------ Data listing

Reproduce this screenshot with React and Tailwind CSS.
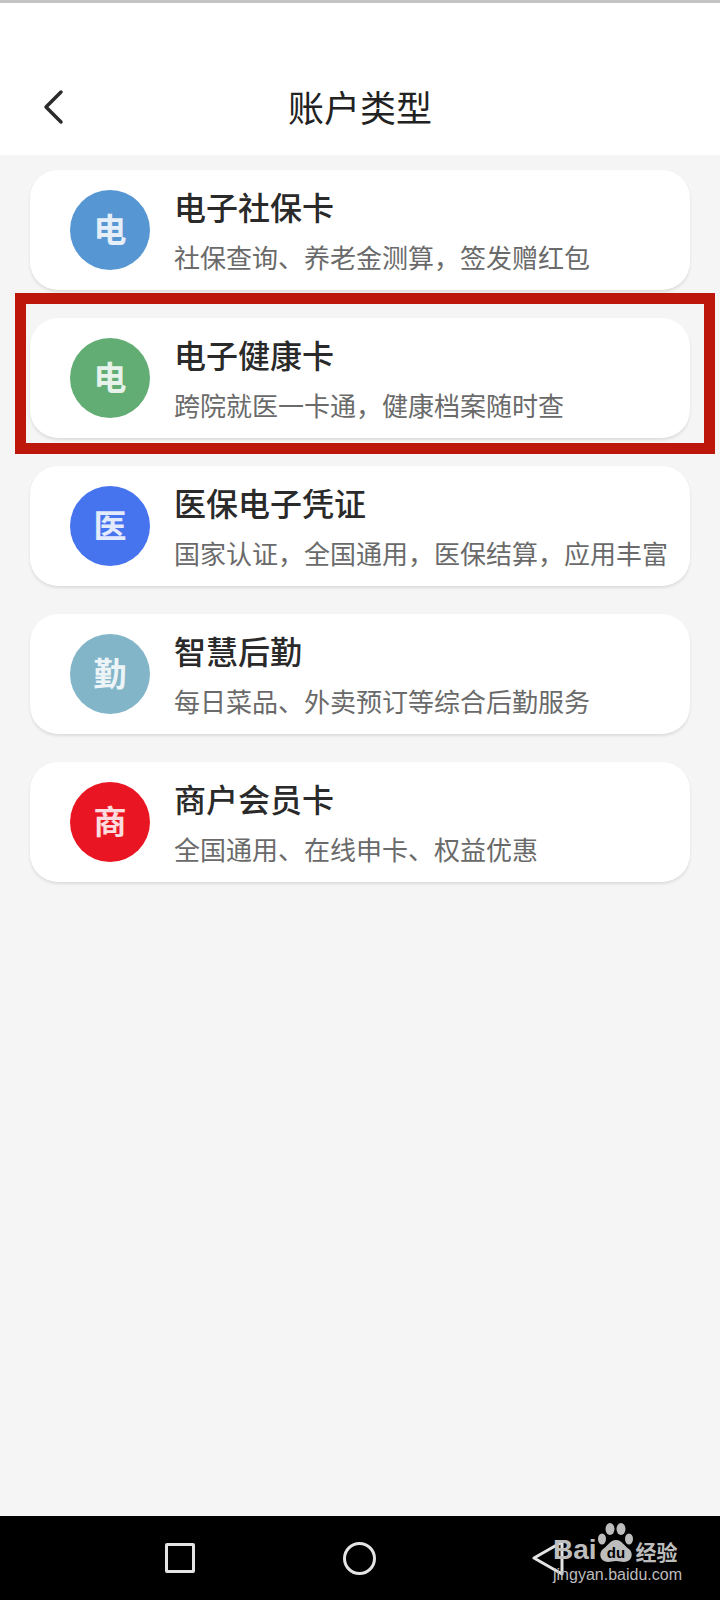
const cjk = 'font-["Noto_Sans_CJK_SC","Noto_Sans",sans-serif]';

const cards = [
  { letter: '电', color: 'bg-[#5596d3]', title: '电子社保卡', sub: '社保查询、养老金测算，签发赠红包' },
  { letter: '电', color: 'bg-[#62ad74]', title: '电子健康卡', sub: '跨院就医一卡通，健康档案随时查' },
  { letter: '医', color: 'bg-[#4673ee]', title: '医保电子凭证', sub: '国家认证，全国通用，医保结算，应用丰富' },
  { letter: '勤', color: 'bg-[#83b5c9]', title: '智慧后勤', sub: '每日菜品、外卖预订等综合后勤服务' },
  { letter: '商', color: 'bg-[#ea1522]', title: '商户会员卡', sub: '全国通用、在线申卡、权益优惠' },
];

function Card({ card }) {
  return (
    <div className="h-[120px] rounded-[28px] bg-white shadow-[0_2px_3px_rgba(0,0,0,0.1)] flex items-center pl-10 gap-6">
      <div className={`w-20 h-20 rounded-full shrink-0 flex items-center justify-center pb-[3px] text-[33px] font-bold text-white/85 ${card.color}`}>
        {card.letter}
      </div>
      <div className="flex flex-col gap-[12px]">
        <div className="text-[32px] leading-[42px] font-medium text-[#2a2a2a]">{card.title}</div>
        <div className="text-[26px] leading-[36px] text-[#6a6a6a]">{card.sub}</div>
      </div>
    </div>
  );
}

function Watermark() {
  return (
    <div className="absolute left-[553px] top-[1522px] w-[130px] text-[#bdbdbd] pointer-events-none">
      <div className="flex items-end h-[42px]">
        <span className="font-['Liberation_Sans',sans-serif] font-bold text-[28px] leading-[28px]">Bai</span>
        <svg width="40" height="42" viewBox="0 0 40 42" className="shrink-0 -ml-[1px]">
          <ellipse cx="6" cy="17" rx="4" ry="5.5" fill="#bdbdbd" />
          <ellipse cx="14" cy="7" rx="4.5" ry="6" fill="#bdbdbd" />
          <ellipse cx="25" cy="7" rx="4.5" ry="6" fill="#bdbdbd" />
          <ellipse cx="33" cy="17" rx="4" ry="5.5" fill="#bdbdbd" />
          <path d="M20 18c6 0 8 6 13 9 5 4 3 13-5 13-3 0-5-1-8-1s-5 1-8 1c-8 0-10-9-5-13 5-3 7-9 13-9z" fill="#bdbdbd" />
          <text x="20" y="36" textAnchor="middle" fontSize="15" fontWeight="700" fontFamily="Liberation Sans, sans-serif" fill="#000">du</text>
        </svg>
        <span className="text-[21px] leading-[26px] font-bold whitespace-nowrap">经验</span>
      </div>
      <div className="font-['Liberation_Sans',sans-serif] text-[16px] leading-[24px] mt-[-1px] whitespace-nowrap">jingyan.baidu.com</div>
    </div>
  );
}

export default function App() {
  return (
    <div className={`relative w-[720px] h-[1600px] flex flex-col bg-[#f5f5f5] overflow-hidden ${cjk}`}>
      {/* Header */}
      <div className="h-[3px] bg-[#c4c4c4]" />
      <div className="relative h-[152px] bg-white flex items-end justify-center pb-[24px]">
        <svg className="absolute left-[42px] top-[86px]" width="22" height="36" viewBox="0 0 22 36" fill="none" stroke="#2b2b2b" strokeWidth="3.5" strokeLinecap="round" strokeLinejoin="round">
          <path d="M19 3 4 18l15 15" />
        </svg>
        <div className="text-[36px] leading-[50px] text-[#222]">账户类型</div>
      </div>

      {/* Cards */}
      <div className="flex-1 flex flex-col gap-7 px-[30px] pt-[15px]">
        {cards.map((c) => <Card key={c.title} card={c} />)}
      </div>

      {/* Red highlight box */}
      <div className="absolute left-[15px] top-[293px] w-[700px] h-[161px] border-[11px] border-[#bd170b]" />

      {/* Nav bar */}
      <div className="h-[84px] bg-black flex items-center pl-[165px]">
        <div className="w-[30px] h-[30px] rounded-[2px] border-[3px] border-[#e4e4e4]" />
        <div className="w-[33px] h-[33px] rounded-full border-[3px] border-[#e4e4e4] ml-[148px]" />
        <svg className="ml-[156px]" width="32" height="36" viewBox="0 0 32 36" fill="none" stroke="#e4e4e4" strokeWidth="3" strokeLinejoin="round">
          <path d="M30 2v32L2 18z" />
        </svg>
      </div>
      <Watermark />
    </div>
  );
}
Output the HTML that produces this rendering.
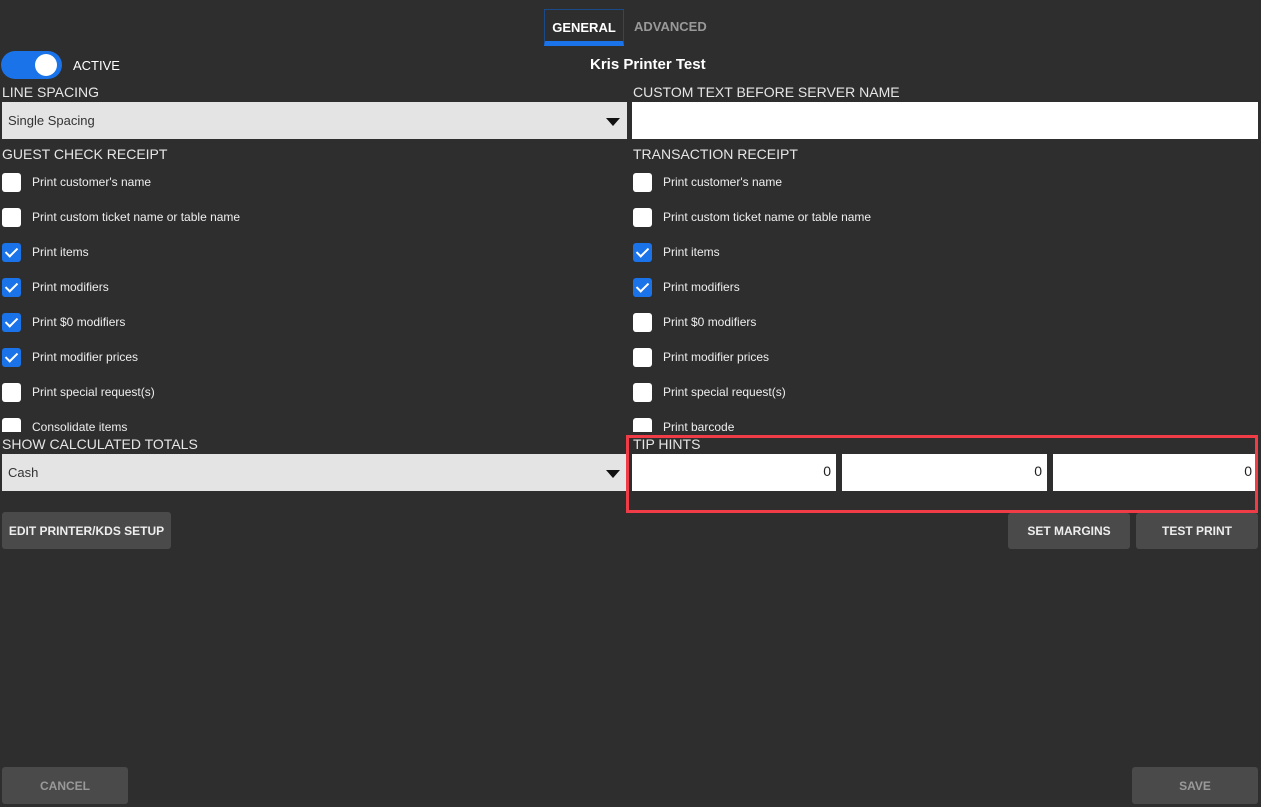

------------

* _Direction_:
Select and copy every line of the material that holds the string "this".

* _Response_:
Reproduce this screenshot with React and Tailwind CSS.
Output the HTML that produces this rendering.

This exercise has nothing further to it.